I did all this and it ended up so far with 32 tourney wins at www. itsyourturn.com, which noone ever achieved and 2400+ points here but that doesn't say that much I think.......
1) Look at old games - take a look at the top players, study some of their past games - a lot of time, people will "fall" into the same trap over and over.
2) Whenever it is your turn - look at where the other person put their piece. STUDY IT, and ask youself "Why did they put that there" - most of the time you can find what they are planning, and go from there.
3) Use your in-game notes to yourself - If I have a plan, or something - I always list it in the notes for myself to read - like "watch out for B3" - or a step by step plan like "(me B3)(him B4) (me E3) - win 2 ways".

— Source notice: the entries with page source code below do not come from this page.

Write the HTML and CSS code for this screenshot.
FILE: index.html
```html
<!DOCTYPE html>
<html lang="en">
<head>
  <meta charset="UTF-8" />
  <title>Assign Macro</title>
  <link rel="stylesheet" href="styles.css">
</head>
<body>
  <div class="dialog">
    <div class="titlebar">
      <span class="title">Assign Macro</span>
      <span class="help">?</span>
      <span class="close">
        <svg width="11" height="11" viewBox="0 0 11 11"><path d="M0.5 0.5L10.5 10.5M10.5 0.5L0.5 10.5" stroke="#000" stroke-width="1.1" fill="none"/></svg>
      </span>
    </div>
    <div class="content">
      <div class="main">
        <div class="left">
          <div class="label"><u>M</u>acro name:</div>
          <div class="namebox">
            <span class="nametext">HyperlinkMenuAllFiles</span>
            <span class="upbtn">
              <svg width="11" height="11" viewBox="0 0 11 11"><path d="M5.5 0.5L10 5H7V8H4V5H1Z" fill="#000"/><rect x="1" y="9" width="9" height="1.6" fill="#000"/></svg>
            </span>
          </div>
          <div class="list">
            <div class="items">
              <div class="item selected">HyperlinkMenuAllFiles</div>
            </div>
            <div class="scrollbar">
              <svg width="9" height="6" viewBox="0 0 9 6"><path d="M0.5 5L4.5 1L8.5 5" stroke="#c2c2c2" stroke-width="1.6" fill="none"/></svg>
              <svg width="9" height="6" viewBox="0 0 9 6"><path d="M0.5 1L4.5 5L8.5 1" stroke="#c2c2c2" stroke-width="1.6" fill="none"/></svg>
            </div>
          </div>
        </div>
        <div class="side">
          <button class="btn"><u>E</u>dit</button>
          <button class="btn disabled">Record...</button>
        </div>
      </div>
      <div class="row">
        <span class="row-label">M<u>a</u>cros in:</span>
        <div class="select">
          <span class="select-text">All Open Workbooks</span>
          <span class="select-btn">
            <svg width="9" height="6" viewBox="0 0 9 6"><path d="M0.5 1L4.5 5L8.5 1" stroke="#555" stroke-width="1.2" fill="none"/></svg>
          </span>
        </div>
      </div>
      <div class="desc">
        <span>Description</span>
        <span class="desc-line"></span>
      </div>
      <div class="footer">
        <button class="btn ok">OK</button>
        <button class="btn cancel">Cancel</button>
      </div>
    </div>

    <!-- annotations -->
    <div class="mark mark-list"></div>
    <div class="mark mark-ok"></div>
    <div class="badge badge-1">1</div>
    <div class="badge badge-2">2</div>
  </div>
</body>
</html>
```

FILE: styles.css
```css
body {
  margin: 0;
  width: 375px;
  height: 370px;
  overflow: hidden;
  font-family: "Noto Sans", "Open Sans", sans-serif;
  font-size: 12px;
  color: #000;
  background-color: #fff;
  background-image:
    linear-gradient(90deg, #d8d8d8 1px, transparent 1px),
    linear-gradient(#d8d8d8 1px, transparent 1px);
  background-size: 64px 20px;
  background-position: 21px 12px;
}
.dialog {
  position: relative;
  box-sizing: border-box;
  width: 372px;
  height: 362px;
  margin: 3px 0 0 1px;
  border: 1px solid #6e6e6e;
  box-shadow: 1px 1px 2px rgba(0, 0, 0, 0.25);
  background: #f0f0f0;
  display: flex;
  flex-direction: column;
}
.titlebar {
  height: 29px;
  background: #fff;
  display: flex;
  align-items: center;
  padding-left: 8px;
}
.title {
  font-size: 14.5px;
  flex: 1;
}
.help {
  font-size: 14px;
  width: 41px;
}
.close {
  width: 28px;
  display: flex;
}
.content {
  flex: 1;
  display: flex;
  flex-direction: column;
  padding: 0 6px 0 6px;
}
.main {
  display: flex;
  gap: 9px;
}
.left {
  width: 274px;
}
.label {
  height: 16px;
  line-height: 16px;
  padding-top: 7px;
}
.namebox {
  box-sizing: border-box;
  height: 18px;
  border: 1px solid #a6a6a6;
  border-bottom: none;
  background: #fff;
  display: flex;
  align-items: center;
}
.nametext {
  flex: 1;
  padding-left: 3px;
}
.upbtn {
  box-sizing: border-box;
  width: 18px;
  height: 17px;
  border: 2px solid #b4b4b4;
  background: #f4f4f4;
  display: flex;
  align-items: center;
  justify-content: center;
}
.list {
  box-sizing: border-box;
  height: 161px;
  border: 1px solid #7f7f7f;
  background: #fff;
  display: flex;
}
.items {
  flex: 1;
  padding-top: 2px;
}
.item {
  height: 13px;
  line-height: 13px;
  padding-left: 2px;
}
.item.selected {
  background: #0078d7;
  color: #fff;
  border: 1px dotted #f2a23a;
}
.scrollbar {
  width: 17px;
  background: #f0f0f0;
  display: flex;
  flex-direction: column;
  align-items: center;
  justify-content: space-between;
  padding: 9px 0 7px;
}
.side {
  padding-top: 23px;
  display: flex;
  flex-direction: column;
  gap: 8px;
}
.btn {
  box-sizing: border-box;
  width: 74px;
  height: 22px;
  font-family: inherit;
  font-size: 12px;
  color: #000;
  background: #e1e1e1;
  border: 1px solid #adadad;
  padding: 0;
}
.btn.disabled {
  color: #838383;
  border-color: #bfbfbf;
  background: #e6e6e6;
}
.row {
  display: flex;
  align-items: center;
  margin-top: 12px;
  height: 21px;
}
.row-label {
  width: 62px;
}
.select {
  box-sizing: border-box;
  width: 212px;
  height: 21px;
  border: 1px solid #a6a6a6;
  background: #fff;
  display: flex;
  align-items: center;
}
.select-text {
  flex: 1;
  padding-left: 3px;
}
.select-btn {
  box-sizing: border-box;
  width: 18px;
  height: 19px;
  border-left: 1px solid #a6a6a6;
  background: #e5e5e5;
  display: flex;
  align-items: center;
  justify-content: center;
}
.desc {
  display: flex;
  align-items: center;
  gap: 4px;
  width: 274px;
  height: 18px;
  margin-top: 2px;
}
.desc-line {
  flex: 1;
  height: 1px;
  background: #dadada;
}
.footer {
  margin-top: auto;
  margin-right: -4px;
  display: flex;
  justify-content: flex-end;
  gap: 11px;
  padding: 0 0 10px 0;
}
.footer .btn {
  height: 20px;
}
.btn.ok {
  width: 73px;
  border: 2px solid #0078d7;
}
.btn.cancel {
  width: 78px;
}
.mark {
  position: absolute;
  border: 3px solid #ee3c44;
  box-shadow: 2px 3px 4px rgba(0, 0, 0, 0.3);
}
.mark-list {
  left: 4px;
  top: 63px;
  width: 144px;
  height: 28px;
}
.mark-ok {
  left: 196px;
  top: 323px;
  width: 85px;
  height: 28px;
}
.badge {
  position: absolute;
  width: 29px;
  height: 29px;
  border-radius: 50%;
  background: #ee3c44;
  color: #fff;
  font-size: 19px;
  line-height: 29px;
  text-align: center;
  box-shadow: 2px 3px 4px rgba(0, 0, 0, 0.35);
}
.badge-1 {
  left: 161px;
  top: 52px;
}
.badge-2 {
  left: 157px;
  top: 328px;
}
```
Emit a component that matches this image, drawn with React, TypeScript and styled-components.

Without looking at the game, i will assume that the last move filled the bottom row, making it dissappear and everything else drop down. The blue square is to indicate the last move was in that column. It is very possible to have several moves in the same square (in the bottom row only) because of this rule. Hope that helps!
Kevin
I'm playing this game with Dawn and on the game notations it has both of us moving on B1 It showed up as an empty blue square on my turn. Tried to play on top of it and couldn't. It let me move on B1 also
When the board fills up, is the game a draw, or is it a win for the first player? If it is a draw, the second player can simply mirror what the first player does (same thing on other side of board) and never get Four in a row (only the first player can). If it is a win for the first player, it should be specified in the rules. Thanks!